* **SUPPLIED INFORMATION**
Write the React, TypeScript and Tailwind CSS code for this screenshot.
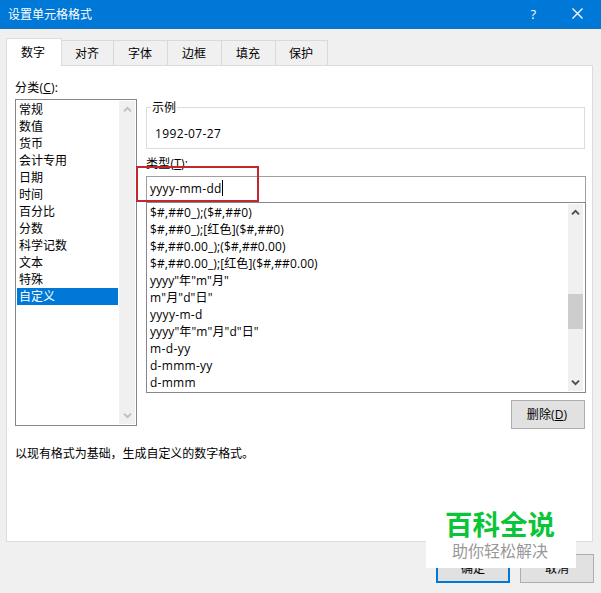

...

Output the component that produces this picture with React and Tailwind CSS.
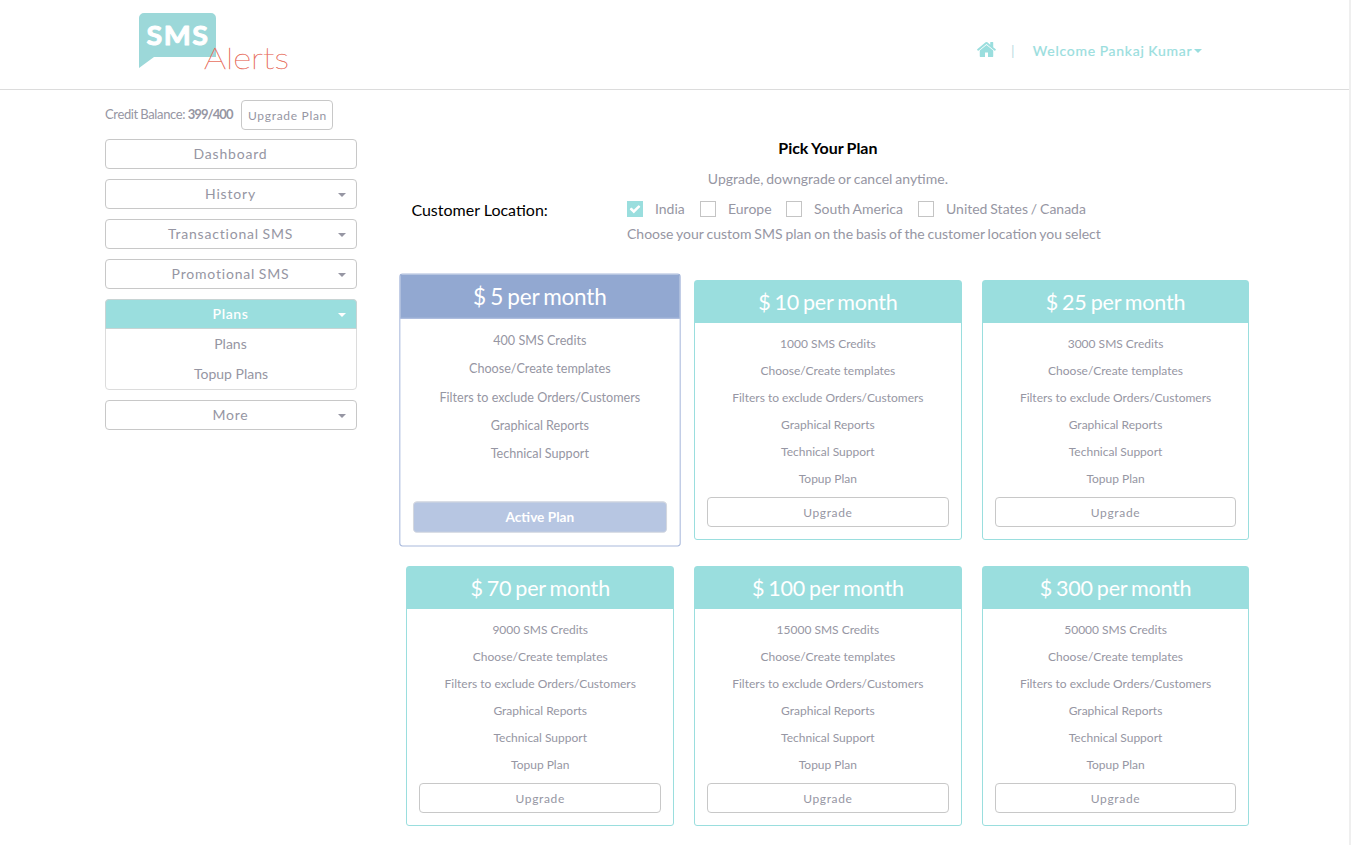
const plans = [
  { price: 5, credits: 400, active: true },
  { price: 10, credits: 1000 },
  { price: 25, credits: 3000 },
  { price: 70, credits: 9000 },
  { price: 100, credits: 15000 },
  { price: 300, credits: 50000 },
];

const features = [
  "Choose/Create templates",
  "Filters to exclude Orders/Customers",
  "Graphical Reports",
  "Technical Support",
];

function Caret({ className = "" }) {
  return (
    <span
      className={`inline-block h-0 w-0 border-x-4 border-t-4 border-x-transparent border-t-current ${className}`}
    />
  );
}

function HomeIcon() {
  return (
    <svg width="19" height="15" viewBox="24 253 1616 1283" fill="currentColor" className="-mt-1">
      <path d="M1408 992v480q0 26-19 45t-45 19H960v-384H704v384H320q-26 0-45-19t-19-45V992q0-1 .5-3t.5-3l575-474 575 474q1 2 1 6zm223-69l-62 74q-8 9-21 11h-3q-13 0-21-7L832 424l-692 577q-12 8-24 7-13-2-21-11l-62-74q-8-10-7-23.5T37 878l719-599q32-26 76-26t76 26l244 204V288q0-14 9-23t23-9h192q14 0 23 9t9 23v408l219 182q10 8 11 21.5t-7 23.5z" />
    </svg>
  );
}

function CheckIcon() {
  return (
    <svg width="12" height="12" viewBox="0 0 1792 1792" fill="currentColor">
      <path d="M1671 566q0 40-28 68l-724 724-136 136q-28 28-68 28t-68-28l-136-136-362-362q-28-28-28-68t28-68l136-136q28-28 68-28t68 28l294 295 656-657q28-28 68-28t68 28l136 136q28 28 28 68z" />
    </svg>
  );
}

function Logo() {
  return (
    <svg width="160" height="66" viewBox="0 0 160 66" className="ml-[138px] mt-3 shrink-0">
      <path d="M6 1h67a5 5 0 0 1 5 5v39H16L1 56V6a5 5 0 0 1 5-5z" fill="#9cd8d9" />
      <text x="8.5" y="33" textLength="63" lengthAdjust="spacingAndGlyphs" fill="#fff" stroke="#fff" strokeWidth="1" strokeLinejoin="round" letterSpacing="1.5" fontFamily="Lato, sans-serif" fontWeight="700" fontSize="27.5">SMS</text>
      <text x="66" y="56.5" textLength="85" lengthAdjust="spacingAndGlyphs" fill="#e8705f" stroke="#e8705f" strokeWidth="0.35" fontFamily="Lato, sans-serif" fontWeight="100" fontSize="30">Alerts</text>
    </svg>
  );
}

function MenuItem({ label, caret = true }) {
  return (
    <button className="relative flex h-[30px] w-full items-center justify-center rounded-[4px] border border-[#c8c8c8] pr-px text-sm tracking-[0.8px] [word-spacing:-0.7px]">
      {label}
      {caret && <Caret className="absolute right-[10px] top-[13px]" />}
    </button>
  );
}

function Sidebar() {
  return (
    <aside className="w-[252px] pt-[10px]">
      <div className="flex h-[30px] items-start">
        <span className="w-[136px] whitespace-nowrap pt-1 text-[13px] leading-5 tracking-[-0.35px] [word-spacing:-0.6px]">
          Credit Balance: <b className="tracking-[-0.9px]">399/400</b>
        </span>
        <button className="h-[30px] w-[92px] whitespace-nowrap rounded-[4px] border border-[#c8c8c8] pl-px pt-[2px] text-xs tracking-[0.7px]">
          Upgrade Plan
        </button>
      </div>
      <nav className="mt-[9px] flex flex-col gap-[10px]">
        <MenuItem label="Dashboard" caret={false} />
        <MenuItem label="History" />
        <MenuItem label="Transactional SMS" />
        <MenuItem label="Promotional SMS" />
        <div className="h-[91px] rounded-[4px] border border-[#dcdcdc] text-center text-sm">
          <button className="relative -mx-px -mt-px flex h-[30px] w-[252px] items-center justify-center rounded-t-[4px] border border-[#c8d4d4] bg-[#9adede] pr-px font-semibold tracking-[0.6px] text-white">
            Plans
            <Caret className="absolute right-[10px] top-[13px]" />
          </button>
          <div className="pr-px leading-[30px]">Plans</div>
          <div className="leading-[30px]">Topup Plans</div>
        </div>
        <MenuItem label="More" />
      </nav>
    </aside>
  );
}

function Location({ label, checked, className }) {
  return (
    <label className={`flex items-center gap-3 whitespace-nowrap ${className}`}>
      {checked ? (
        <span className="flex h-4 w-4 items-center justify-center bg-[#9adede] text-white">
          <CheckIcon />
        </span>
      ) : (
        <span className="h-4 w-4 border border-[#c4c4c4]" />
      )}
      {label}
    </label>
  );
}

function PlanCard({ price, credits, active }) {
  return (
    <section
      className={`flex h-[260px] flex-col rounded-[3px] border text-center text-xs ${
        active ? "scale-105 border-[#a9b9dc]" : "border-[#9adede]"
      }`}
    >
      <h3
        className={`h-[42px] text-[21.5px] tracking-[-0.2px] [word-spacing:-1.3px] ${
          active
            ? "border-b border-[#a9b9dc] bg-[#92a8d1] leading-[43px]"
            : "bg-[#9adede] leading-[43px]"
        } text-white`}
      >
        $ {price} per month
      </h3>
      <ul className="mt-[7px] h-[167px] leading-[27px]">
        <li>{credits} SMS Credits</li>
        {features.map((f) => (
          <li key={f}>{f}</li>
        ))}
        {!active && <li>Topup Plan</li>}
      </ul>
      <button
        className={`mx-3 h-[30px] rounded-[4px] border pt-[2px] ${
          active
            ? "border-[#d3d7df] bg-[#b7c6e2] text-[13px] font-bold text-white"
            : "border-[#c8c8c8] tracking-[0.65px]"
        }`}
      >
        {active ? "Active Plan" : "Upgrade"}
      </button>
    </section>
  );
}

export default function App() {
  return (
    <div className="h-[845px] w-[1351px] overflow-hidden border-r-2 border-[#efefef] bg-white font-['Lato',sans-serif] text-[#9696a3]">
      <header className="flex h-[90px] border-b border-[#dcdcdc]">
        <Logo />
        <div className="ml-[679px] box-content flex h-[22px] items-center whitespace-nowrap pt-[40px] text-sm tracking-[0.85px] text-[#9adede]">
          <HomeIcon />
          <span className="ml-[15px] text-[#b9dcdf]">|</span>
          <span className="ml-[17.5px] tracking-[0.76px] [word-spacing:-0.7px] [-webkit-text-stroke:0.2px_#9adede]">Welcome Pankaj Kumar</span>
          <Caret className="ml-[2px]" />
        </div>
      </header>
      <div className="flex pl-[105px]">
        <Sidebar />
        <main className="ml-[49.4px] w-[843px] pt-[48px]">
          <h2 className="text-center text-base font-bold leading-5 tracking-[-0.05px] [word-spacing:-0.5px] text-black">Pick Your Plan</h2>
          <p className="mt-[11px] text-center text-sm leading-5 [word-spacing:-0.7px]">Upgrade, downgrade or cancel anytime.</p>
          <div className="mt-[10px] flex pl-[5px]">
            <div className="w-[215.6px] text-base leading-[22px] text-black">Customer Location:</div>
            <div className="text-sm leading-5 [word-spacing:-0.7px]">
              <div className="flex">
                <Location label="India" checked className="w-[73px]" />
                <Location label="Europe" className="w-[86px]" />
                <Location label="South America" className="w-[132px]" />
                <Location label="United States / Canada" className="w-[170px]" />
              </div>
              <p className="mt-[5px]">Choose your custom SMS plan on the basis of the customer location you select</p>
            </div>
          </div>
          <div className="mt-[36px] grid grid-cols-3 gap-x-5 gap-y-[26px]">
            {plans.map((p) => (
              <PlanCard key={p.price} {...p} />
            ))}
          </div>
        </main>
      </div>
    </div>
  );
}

* **REQUEST**
Search the records for the word "this", then list every line that has it.

* **RESULT**
Write the React, TypeScript and Tailwind CSS code for this screenshot.
Output the component that produces this picture with React and Tailwind CSS.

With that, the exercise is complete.